GIVEN EXERCISE: Omit the pictures, please, and give each record below again exactly.

EXERCISE MATERIAL:
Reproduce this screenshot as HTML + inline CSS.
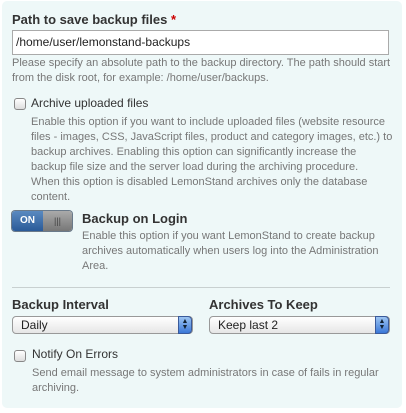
<!DOCTYPE html>
<html><head><style>
body{margin:0;width:406px;height:413px;background:#fff;font-family:"Liberation Sans",sans-serif;position:relative;overflow:hidden}
.box{position:absolute;left:2px;top:1px;width:400px;height:407px;background:#eef8f8;border-radius:5px}
.a{position:absolute;white-space:nowrap}
.lbl{font-size:13px;font-weight:bold;color:#333}
.help{font-size:11px;color:#777;line-height:15px}
.cb{position:absolute;width:10px;height:10px;border:1px solid #888;border-radius:3px;background:linear-gradient(#fff,#ddd)}
.sel{position:absolute;border:1px solid #999;border-radius:4px;background:linear-gradient(#fff,#e6e6e6);font-size:12px;color:#222;line-height:16px;padding-left:8px;box-sizing:border-box;height:18px}
.arr{position:absolute;right:0;top:-1px;width:14px;height:18px;border-radius:0 4px 4px 0;background:linear-gradient(#9cc4f2,#3a78d8);border:1px solid #3a5a9a;box-sizing:border-box;color:#123;font-size:7px;line-height:6px;text-align:center;padding-top:2px}
</style></head><body>
<div class="box"></div>
<div class="a lbl" style="left:12px;top:12px">Path to save backup files <span style="color:#c00">*</span></div>
<div class="a" style="left:12px;top:30px;width:377px;height:25px;border:1px solid #aaa;background:#fff;box-sizing:border-box;font-size:12px;color:#222;line-height:23px;padding-left:3px">/home/user/lemonstand-backups</div>
<div class="a help" style="left:12px;top:56px">Please specify an absolute path to the backup directory. The path should start<br>from the disk root, for example: /home/user/backups.</div>
<div class="cb" style="left:14px;top:98px"></div>
<div class="a" style="left:31px;top:96px;font-size:12px;color:#333">Archive uploaded files</div>
<div class="a help" style="left:31px;top:115px">Enable this option if you want to include uploaded files (website resource<br>files - images, CSS, JavaScript files, product and category images, etc.) to<br>backup archives. Enabling this option can significantly increase the<br>backup file size and the server load during the archiving procedure.<br>When this option is disabled LemonStand archives only the database<br>content.</div>
<div class="a" style="left:12px;top:211px;width:60px;height:20px;border-radius:3px;overflow:hidden;box-shadow:0 0 0 1px #6a7a8a">
<div class="a" style="left:0;top:0;width:31px;height:20px;background:linear-gradient(#5a8ac0,#2a5a98);color:#fff;font-size:10px;font-weight:bold;line-height:20px;text-align:center">ON</div>
<div class="a" style="left:31px;top:0;width:29px;height:20px;background:linear-gradient(#aaa,#777);color:#444;font-size:9px;line-height:20px;text-align:center">|||</div></div>
<div class="a lbl" style="left:82px;top:211px">Backup on Login</div>
<div class="a help" style="left:82px;top:229px">Enable this option if you want LemonStand to create backup<br>archives automatically when users log into the Administration<br>Area.</div>
<div class="a" style="left:12px;top:287px;width:378px;height:1px;background:#c8d0d0"></div>
<div class="a lbl" style="left:12px;top:297px">Backup Interval</div>
<div class="a lbl" style="left:209px;top:297px">Archives To Keep</div>
<div class="sel" style="left:12px;top:316px;width:181px">Daily<div class="arr">▲<br>▼</div></div>
<div class="sel" style="left:209px;top:316px;width:181px">Keep last 2<div class="arr">▲<br>▼</div></div>
<div class="cb" style="left:14px;top:350px"></div>
<div class="a" style="left:32px;top:347px;font-size:12px;color:#333">Notify On Errors</div>
<div class="a help" style="left:32px;top:366px">Send email message to system administrators in case of fails in regular<br>archiving.</div>
</body></html>
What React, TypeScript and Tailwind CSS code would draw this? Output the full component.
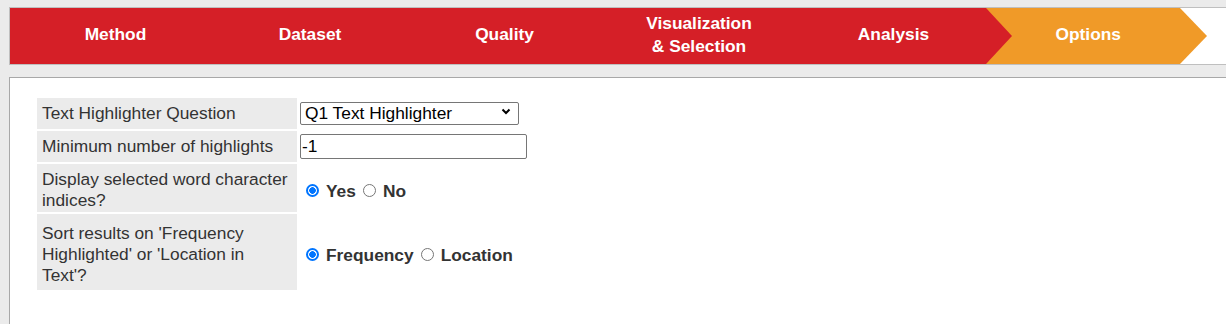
const steps = ["Method", "Dataset", "Quality", "Visualization\n& Selection", "Analysis"];

function StepLabel({ text }: { text: string }) {
  return (
    <div className="flex h-full w-[194.5px] shrink-0 items-center justify-center pb-[2px] text-center text-[17.33px] font-bold leading-[23.3px] whitespace-pre-line text-white">
      {text}
    </div>
  );
}

function StepBar() {
  return (
    <div className="ml-[9px] flex h-[58px] border-y border-l border-[#bfbfbf] bg-white">
      <div className="flex h-full w-[976px] shrink-0 bg-[#d51f27] pl-[8.25px]">
        {steps.map((s) => (
          <StepLabel key={s} text={s} />
        ))}
      </div>
      <div className="relative h-full w-[221px] shrink-0 bg-[#f09a28] pl-[5px] [clip-path:polygon(0_0,194px_0,221px_50%,194px_100%,0_100%)]">
        <span className="absolute top-0 left-0 h-full w-[26px] bg-[#d51f27] [clip-path:polygon(0_0,100%_50%,0_100%)]" />
        <StepLabel text="Options" />
      </div>
    </div>
  );
}

function Row({
  label,
  h,
  tall,
  children,
}: {
  label: string;
  h: string;
  tall?: boolean;
  children: React.ReactNode;
}) {
  return (
    <div className={`flex gap-[2px] ${h}`}>
      <div
        className={`flex w-[260px] shrink-0 items-center bg-[#ebebeb] pr-[5px] pl-[5px] leading-[21px] text-[#333] ${tall ? "pt-[4px]" : ""}`}
      >
        {label}
      </div>
      <div className={`flex items-center ${tall ? "pt-[8px]" : ""}`}>{children}</div>
    </div>
  );
}

function Radio({ name, label, checked }: { name: string; label: string; checked?: boolean }) {
  return (
    <label className="flex items-center">
      <input
        type="radio"
        name={name}
        defaultChecked={checked}
        className="m-0 mb-[3px] ml-[7px] h-[13px] w-[13px] shrink-0 appearance-none rounded-full border border-[#767676] bg-white checked:border-2 checked:border-[#0075ff] checked:bg-[radial-gradient(circle,#0075ff_0_3px,#fff_3.6px)]"
      />
      <span className="ml-[7px] font-bold text-[#333]">{label}</span>
    </label>
  );
}

export default function App() {
  return (
    <div className="h-[324px] overflow-hidden bg-[#ebebeb] pt-[7px] font-['Liberation_Sans',Arial,sans-serif] text-[17.33px]">
      <StepBar />
      <div className="mt-[12px] ml-[9px] h-[247px] border-t border-l border-[#a8a8a8] bg-white pt-[20px] pl-[27px]">
        <div className="flex flex-col gap-[2px]">
          <Row label="Text Highlighter Question" h="h-[31px]">
            <div className="relative ml-[1px]">
              <select
                defaultValue="q1"
                className="h-[23px] w-[219px] appearance-none rounded-[2px] border border-[#767676] bg-white pl-[4px] text-[17.33px] leading-[21px] text-black outline-none"
              >
                <option value="q1">Q1 Text Highlighter</option>
              </select>
              <svg
                className="pointer-events-none absolute top-[7px] right-[8px]"
                width="10"
                height="7"
                viewBox="0 0 10 7"
              >
                <polyline points="1.5,1.5 5,5 8.5,1.5" fill="none" stroke="#000" strokeWidth="2" />
              </svg>
            </div>
          </Row>
          <Row label="Minimum number of highlights" h="h-[31px]">
            <input
              type="text"
              defaultValue="-1"
              className="ml-[1px] h-[25px] w-[227px] rounded-[2px] border border-[#767676] bg-white pl-[1px] text-[17.33px] text-black outline-none"
            />
          </Row>
          <Row label="Display selected word character indices?" h="h-[48px]" tall>
            <Radio name="indices" label="Yes" checked />
            <Radio name="indices" label="No" />
          </Row>
          <Row label="Sort results on 'Frequency Highlighted' or 'Location in Text'?" h="h-[76px]" tall>
            <Radio name="sort" label="Frequency" checked />
            <Radio name="sort" label="Location" />
          </Row>
        </div>
      </div>
    </div>
  );
}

RESULT FOR THIS TASK:
Reproduce this screenshot as HTML + inline CSS.
<!DOCTYPE html>
<html><head><style>
body{margin:0;width:406px;height:413px;background:#fff;font-family:"Liberation Sans",sans-serif;position:relative;overflow:hidden}
.box{position:absolute;left:2px;top:1px;width:400px;height:407px;background:#eef8f8;border-radius:5px}
.a{position:absolute;white-space:nowrap}
.lbl{font-size:13px;font-weight:bold;color:#333}
.help{font-size:11px;color:#777;line-height:15px}
.cb{position:absolute;width:10px;height:10px;border:1px solid #888;border-radius:3px;background:linear-gradient(#fff,#ddd)}
.sel{position:absolute;border:1px solid #999;border-radius:4px;background:linear-gradient(#fff,#e6e6e6);font-size:12px;color:#222;line-height:16px;padding-left:8px;box-sizing:border-box;height:18px}
.arr{position:absolute;right:0;top:-1px;width:14px;height:18px;border-radius:0 4px 4px 0;background:linear-gradient(#9cc4f2,#3a78d8);border:1px solid #3a5a9a;box-sizing:border-box;color:#123;font-size:7px;line-height:6px;text-align:center;padding-top:2px}
</style></head><body>
<div class="box"></div>
<div class="a lbl" style="left:12px;top:12px">Path to save backup files <span style="color:#c00">*</span></div>
<div class="a" style="left:12px;top:30px;width:377px;height:25px;border:1px solid #aaa;background:#fff;box-sizing:border-box;font-size:12px;color:#222;line-height:23px;padding-left:3px">/home/user/lemonstand-backups</div>
<div class="a help" style="left:12px;top:56px">Please specify an absolute path to the backup directory. The path should start<br>from the disk root, for example: /home/user/backups.</div>
<div class="cb" style="left:14px;top:98px"></div>
<div class="a" style="left:31px;top:96px;font-size:12px;color:#333">Archive uploaded files</div>
<div class="a help" style="left:31px;top:115px">Enable this option if you want to include uploaded files (website resource<br>files - images, CSS, JavaScript files, product and category images, etc.) to<br>backup archives. Enabling this option can significantly increase the<br>backup file size and the server load during the archiving procedure.<br>When this option is disabled LemonStand archives only the database<br>content.</div>
<div class="a" style="left:12px;top:211px;width:60px;height:20px;border-radius:3px;overflow:hidden;box-shadow:0 0 0 1px #6a7a8a">
<div class="a" style="left:0;top:0;width:31px;height:20px;background:linear-gradient(#5a8ac0,#2a5a98);color:#fff;font-size:10px;font-weight:bold;line-height:20px;text-align:center">ON</div>
<div class="a" style="left:31px;top:0;width:29px;height:20px;background:linear-gradient(#aaa,#777);color:#444;font-size:9px;line-height:20px;text-align:center">|||</div></div>
<div class="a lbl" style="left:82px;top:211px">Backup on Login</div>
<div class="a help" style="left:82px;top:229px">Enable this option if you want LemonStand to create backup<br>archives automatically when users log into the Administration<br>Area.</div>
<div class="a" style="left:12px;top:287px;width:378px;height:1px;background:#c8d0d0"></div>
<div class="a lbl" style="left:12px;top:297px">Backup Interval</div>
<div class="a lbl" style="left:209px;top:297px">Archives To Keep</div>
<div class="sel" style="left:12px;top:316px;width:181px">Daily<div class="arr">▲<br>▼</div></div>
<div class="sel" style="left:209px;top:316px;width:181px">Keep last 2<div class="arr">▲<br>▼</div></div>
<div class="cb" style="left:14px;top:350px"></div>
<div class="a" style="left:32px;top:347px;font-size:12px;color:#333">Notify On Errors</div>
<div class="a help" style="left:32px;top:366px">Send email message to system administrators in case of fails in regular<br>archiving.</div>
</body></html>
What React, TypeScript and Tailwind CSS code would draw this? Output the full component.
const steps = ["Method", "Dataset", "Quality", "Visualization\n& Selection", "Analysis"];

function StepLabel({ text }: { text: string }) {
  return (
    <div className="flex h-full w-[194.5px] shrink-0 items-center justify-center pb-[2px] text-center text-[17.33px] font-bold leading-[23.3px] whitespace-pre-line text-white">
      {text}
    </div>
  );
}

function StepBar() {
  return (
    <div className="ml-[9px] flex h-[58px] border-y border-l border-[#bfbfbf] bg-white">
      <div className="flex h-full w-[976px] shrink-0 bg-[#d51f27] pl-[8.25px]">
        {steps.map((s) => (
          <StepLabel key={s} text={s} />
        ))}
      </div>
      <div className="relative h-full w-[221px] shrink-0 bg-[#f09a28] pl-[5px] [clip-path:polygon(0_0,194px_0,221px_50%,194px_100%,0_100%)]">
        <span className="absolute top-0 left-0 h-full w-[26px] bg-[#d51f27] [clip-path:polygon(0_0,100%_50%,0_100%)]" />
        <StepLabel text="Options" />
      </div>
    </div>
  );
}

function Row({
  label,
  h,
  tall,
  children,
}: {
  label: string;
  h: string;
  tall?: boolean;
  children: React.ReactNode;
}) {
  return (
    <div className={`flex gap-[2px] ${h}`}>
      <div
        className={`flex w-[260px] shrink-0 items-center bg-[#ebebeb] pr-[5px] pl-[5px] leading-[21px] text-[#333] ${tall ? "pt-[4px]" : ""}`}
      >
        {label}
      </div>
      <div className={`flex items-center ${tall ? "pt-[8px]" : ""}`}>{children}</div>
    </div>
  );
}

function Radio({ name, label, checked }: { name: string; label: string; checked?: boolean }) {
  return (
    <label className="flex items-center">
      <input
        type="radio"
        name={name}
        defaultChecked={checked}
        className="m-0 mb-[3px] ml-[7px] h-[13px] w-[13px] shrink-0 appearance-none rounded-full border border-[#767676] bg-white checked:border-2 checked:border-[#0075ff] checked:bg-[radial-gradient(circle,#0075ff_0_3px,#fff_3.6px)]"
      />
      <span className="ml-[7px] font-bold text-[#333]">{label}</span>
    </label>
  );
}

export default function App() {
  return (
    <div className="h-[324px] overflow-hidden bg-[#ebebeb] pt-[7px] font-['Liberation_Sans',Arial,sans-serif] text-[17.33px]">
      <StepBar />
      <div className="mt-[12px] ml-[9px] h-[247px] border-t border-l border-[#a8a8a8] bg-white pt-[20px] pl-[27px]">
        <div className="flex flex-col gap-[2px]">
          <Row label="Text Highlighter Question" h="h-[31px]">
            <div className="relative ml-[1px]">
              <select
                defaultValue="q1"
                className="h-[23px] w-[219px] appearance-none rounded-[2px] border border-[#767676] bg-white pl-[4px] text-[17.33px] leading-[21px] text-black outline-none"
              >
                <option value="q1">Q1 Text Highlighter</option>
              </select>
              <svg
                className="pointer-events-none absolute top-[7px] right-[8px]"
                width="10"
                height="7"
                viewBox="0 0 10 7"
              >
                <polyline points="1.5,1.5 5,5 8.5,1.5" fill="none" stroke="#000" strokeWidth="2" />
              </svg>
            </div>
          </Row>
          <Row label="Minimum number of highlights" h="h-[31px]">
            <input
              type="text"
              defaultValue="-1"
              className="ml-[1px] h-[25px] w-[227px] rounded-[2px] border border-[#767676] bg-white pl-[1px] text-[17.33px] text-black outline-none"
            />
          </Row>
          <Row label="Display selected word character indices?" h="h-[48px]" tall>
            <Radio name="indices" label="Yes" checked />
            <Radio name="indices" label="No" />
          </Row>
          <Row label="Sort results on 'Frequency Highlighted' or 'Location in Text'?" h="h-[76px]" tall>
            <Radio name="sort" label="Frequency" checked />
            <Radio name="sort" label="Location" />
          </Row>
        </div>
      </div>
    </div>
  );
}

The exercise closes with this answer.